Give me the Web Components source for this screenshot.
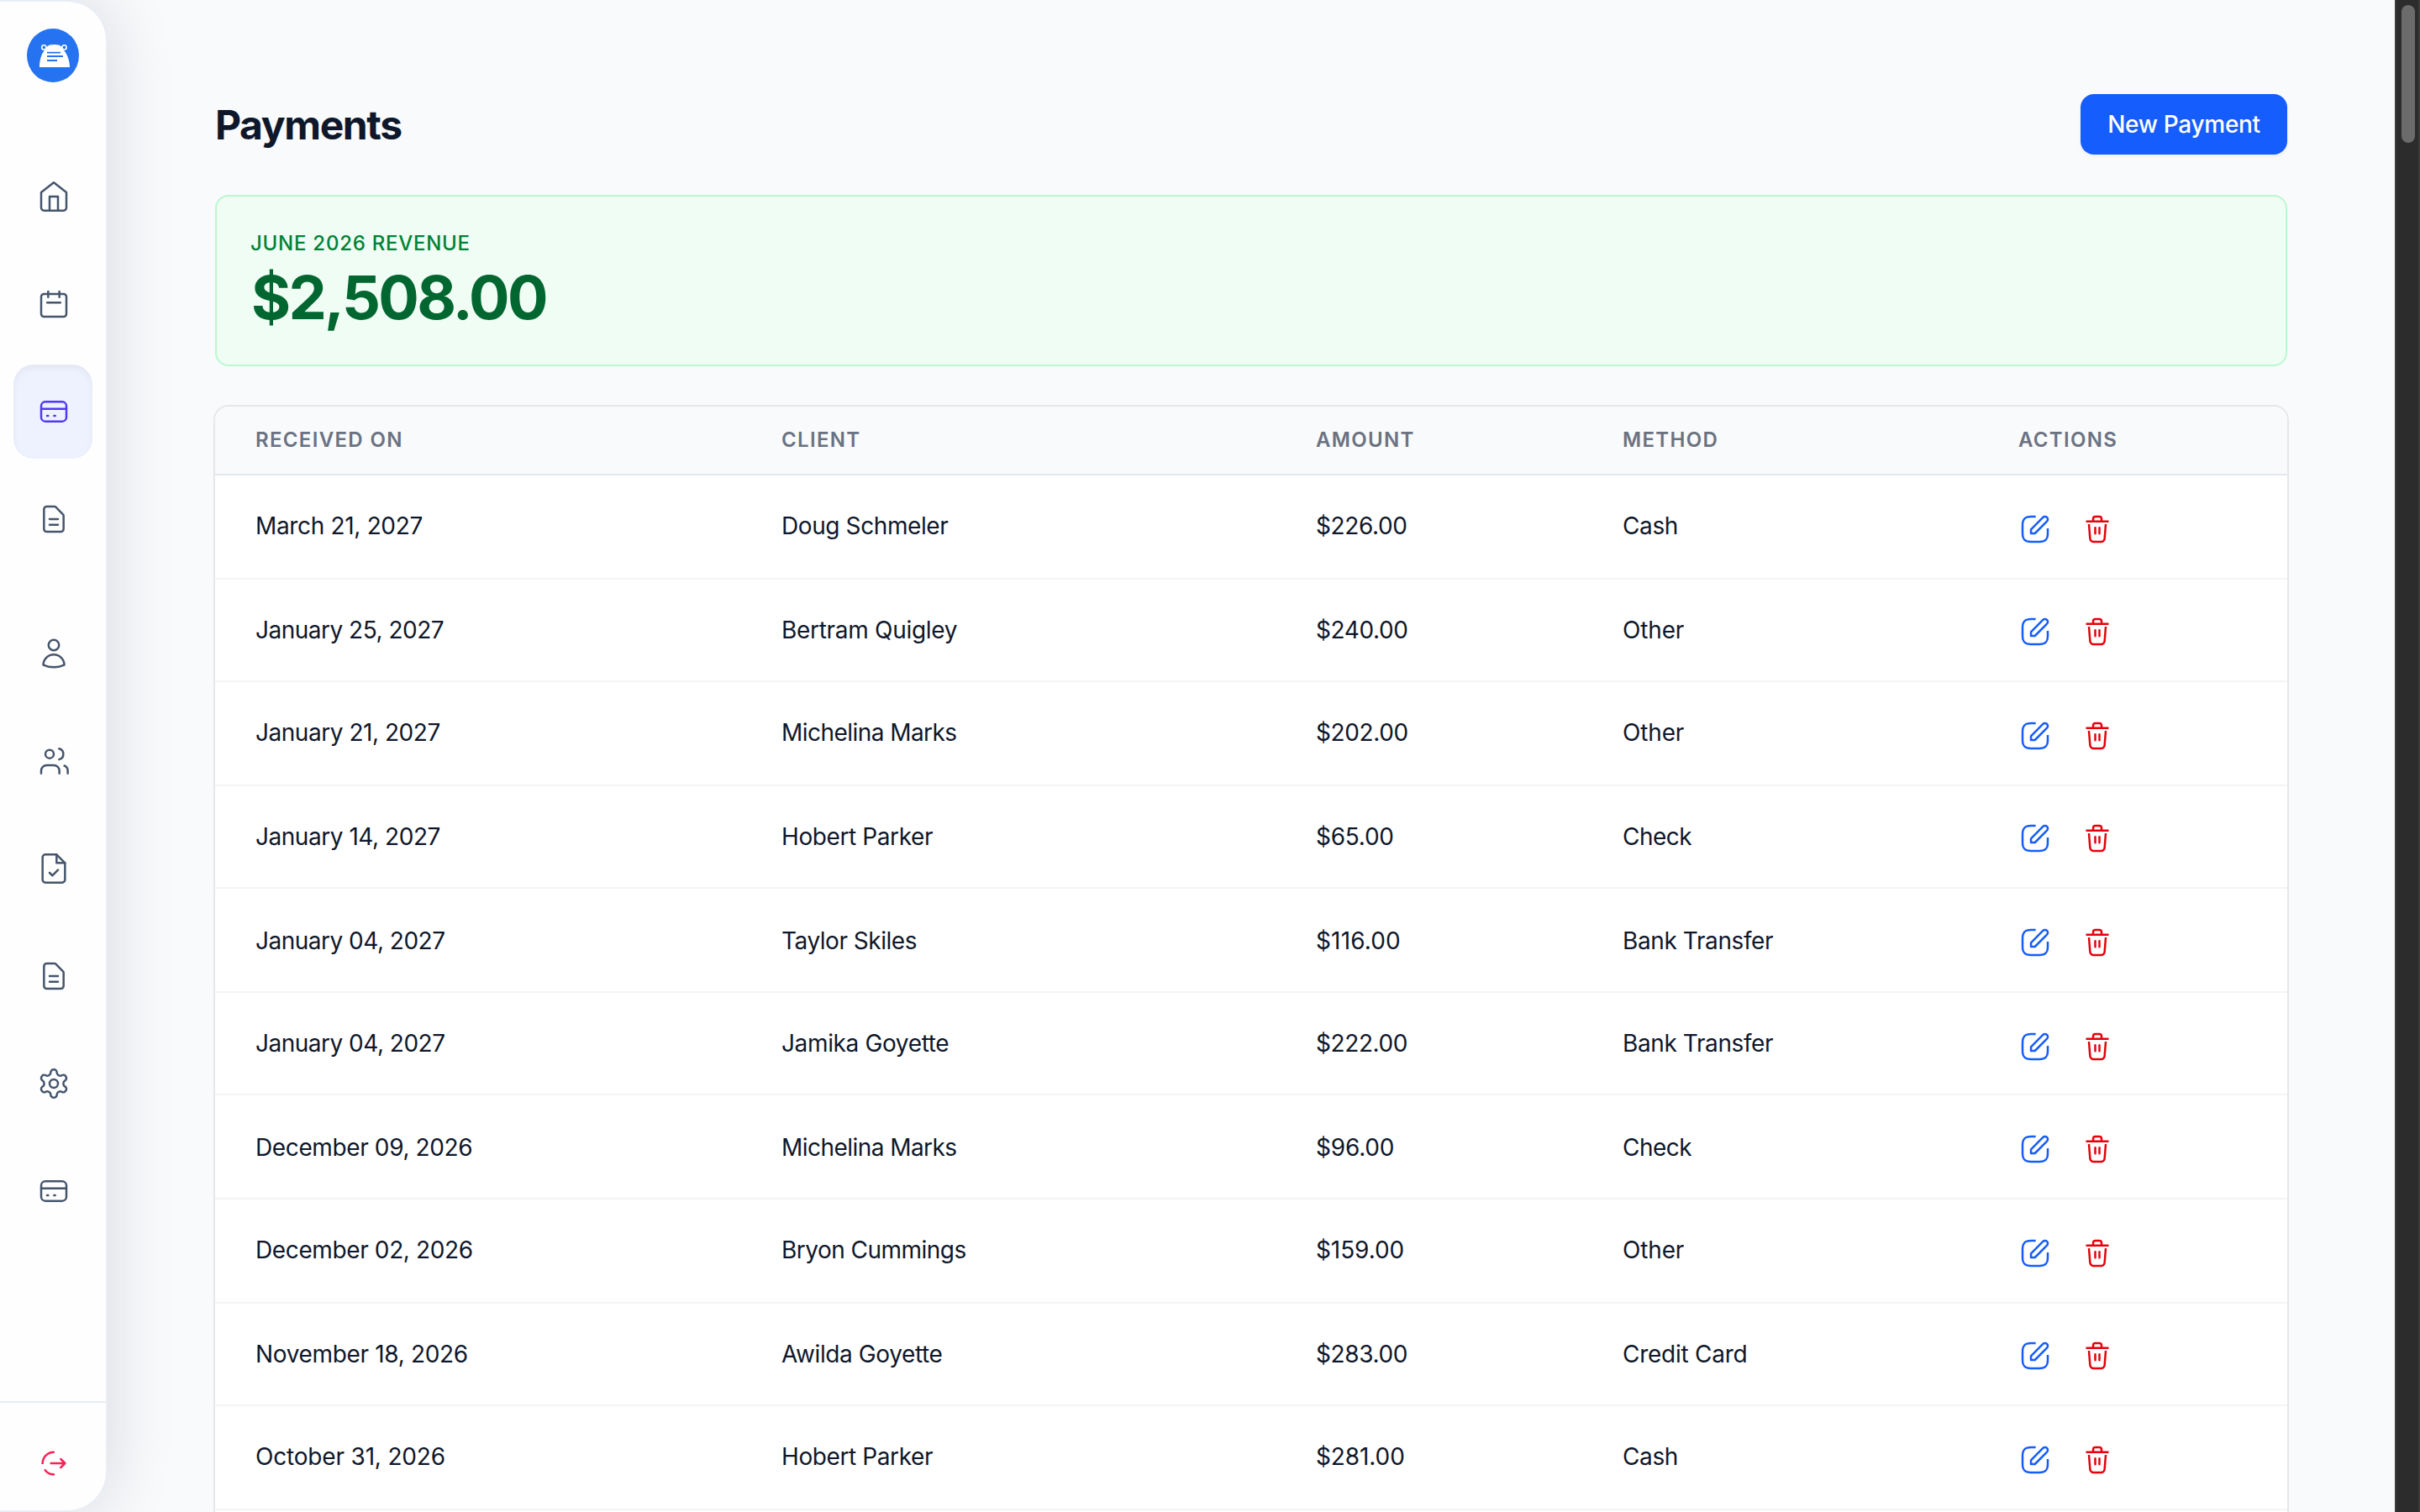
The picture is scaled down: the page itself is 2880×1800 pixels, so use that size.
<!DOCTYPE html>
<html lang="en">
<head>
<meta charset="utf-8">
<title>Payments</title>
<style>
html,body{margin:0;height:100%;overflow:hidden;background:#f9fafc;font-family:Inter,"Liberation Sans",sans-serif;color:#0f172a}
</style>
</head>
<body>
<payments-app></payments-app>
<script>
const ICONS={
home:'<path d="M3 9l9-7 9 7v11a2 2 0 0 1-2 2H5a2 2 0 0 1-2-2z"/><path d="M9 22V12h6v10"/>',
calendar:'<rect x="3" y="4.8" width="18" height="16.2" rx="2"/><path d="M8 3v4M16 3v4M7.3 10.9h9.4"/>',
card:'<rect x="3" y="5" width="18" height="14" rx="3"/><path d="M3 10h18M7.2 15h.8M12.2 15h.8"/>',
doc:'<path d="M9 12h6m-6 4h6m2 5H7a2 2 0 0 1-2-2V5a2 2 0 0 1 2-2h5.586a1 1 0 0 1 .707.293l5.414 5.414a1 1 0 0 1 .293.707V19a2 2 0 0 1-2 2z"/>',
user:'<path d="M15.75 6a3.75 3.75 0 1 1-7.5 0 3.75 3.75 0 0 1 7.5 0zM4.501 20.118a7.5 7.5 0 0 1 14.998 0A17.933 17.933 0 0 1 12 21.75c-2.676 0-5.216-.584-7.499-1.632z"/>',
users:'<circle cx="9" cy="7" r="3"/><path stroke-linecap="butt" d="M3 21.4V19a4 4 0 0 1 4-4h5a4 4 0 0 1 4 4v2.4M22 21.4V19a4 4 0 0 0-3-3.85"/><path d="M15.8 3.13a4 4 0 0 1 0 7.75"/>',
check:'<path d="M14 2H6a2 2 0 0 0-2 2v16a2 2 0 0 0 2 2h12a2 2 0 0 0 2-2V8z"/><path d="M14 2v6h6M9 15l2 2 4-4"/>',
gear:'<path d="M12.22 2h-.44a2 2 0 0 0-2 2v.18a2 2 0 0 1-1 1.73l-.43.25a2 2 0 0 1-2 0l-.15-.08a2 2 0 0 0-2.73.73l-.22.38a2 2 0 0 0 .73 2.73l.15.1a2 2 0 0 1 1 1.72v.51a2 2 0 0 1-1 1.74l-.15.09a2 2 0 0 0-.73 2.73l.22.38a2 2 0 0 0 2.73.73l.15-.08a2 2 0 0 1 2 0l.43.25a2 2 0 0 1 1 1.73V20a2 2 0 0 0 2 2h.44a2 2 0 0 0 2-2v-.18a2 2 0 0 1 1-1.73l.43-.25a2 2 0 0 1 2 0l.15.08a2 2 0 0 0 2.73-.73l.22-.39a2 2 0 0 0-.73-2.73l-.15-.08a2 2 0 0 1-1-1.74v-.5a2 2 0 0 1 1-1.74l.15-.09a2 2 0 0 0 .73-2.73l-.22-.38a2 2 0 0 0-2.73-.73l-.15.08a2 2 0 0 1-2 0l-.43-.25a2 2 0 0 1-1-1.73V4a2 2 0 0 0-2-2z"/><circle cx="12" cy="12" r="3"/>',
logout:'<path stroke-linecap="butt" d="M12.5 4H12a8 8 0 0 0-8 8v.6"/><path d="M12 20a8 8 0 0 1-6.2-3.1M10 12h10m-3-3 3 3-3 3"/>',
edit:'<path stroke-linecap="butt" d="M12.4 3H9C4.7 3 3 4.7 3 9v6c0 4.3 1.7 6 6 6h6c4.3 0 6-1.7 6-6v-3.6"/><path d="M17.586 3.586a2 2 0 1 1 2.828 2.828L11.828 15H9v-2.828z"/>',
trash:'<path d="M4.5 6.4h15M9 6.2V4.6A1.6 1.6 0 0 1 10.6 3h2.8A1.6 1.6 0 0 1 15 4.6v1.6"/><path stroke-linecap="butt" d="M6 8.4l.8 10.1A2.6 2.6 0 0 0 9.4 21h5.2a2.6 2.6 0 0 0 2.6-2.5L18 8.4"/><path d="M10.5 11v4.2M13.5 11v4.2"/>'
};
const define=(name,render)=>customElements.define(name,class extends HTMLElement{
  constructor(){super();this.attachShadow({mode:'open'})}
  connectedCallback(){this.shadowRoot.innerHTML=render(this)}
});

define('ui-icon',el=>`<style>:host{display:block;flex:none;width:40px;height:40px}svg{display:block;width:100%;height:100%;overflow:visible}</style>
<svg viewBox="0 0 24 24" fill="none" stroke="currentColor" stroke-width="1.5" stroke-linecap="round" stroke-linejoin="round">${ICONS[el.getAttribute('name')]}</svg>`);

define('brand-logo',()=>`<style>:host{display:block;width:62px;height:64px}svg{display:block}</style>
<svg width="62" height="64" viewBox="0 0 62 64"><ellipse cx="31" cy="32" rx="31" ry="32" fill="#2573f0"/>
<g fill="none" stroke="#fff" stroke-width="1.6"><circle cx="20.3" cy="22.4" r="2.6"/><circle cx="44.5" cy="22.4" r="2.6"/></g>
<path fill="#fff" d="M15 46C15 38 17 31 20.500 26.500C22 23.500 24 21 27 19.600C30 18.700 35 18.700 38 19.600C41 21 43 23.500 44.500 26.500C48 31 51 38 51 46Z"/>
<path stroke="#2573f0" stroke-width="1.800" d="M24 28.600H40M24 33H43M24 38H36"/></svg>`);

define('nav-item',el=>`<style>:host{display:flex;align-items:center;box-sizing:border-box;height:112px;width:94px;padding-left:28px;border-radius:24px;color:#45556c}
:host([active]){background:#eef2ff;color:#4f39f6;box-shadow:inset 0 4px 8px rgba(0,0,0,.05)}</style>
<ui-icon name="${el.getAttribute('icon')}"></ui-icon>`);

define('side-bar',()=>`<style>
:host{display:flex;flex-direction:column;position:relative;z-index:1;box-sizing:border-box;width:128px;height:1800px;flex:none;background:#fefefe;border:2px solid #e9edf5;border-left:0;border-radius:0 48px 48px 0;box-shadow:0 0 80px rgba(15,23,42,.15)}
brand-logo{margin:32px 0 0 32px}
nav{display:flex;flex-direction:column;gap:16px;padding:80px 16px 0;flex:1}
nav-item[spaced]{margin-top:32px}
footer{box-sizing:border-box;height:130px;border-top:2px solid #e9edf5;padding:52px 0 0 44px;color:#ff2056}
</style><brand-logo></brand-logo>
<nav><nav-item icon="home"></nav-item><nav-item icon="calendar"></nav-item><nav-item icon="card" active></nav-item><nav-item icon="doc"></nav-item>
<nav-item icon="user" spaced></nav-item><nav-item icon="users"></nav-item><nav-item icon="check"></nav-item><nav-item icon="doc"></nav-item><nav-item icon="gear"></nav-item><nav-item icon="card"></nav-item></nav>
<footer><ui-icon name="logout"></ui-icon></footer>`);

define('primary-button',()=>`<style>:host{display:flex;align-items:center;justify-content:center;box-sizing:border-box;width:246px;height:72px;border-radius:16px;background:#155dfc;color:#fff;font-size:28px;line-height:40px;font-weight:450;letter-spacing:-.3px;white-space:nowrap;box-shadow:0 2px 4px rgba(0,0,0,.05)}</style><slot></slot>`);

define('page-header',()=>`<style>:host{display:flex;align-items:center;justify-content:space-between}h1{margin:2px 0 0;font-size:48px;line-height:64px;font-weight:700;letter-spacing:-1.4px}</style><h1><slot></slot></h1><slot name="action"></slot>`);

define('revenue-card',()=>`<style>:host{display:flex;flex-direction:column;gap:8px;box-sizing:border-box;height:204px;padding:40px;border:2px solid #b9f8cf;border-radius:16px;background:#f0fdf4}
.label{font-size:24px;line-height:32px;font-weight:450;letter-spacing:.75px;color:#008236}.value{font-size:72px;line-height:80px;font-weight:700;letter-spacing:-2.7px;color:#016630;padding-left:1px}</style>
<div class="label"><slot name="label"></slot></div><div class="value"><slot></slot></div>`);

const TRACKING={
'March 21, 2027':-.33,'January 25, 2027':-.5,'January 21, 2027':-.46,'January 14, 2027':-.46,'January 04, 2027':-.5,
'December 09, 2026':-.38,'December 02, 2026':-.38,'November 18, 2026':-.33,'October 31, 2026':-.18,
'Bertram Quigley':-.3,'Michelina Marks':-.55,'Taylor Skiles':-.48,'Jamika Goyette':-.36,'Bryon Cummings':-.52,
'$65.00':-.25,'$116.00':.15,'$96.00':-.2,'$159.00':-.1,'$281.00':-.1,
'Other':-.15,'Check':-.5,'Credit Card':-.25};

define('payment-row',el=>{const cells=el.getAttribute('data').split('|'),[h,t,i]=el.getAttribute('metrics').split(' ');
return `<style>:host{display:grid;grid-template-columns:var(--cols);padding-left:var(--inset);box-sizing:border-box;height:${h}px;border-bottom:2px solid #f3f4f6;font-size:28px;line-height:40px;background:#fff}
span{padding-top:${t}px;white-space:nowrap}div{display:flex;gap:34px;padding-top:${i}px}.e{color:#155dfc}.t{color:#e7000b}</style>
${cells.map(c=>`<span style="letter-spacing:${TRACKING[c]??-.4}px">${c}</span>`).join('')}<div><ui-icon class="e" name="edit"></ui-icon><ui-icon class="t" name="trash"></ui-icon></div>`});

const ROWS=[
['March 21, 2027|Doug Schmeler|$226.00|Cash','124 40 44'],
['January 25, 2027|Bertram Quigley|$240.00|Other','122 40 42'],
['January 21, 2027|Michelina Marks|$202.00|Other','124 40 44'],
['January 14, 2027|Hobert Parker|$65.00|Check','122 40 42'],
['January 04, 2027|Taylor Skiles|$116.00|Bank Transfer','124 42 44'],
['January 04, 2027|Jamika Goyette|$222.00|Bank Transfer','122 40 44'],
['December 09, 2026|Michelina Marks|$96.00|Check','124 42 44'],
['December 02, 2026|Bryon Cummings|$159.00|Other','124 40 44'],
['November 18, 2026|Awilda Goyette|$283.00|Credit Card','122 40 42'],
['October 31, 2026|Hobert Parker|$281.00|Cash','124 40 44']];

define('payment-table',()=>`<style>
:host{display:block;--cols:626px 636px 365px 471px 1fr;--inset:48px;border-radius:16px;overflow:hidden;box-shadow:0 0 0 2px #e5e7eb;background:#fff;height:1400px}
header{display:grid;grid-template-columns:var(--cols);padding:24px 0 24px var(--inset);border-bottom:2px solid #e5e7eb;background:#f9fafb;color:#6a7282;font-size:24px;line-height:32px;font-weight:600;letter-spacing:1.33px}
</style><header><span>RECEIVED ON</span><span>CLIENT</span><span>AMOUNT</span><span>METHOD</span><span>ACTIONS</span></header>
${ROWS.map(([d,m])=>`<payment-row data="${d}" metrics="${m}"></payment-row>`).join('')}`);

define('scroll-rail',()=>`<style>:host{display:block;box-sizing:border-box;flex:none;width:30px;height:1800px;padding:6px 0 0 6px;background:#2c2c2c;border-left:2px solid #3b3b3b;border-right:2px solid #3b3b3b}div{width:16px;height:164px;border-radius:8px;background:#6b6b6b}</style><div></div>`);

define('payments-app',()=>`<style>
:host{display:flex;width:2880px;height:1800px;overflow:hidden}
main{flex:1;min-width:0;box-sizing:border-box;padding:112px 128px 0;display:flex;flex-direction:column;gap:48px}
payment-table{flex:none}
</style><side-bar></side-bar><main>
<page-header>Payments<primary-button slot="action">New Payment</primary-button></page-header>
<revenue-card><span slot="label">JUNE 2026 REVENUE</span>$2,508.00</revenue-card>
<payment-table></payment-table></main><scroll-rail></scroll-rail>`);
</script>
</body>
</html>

==================================================

• [THE EXERCISE]: Say how many lines above hold the word "this", giving only the count.

• [SOLUTION]: 3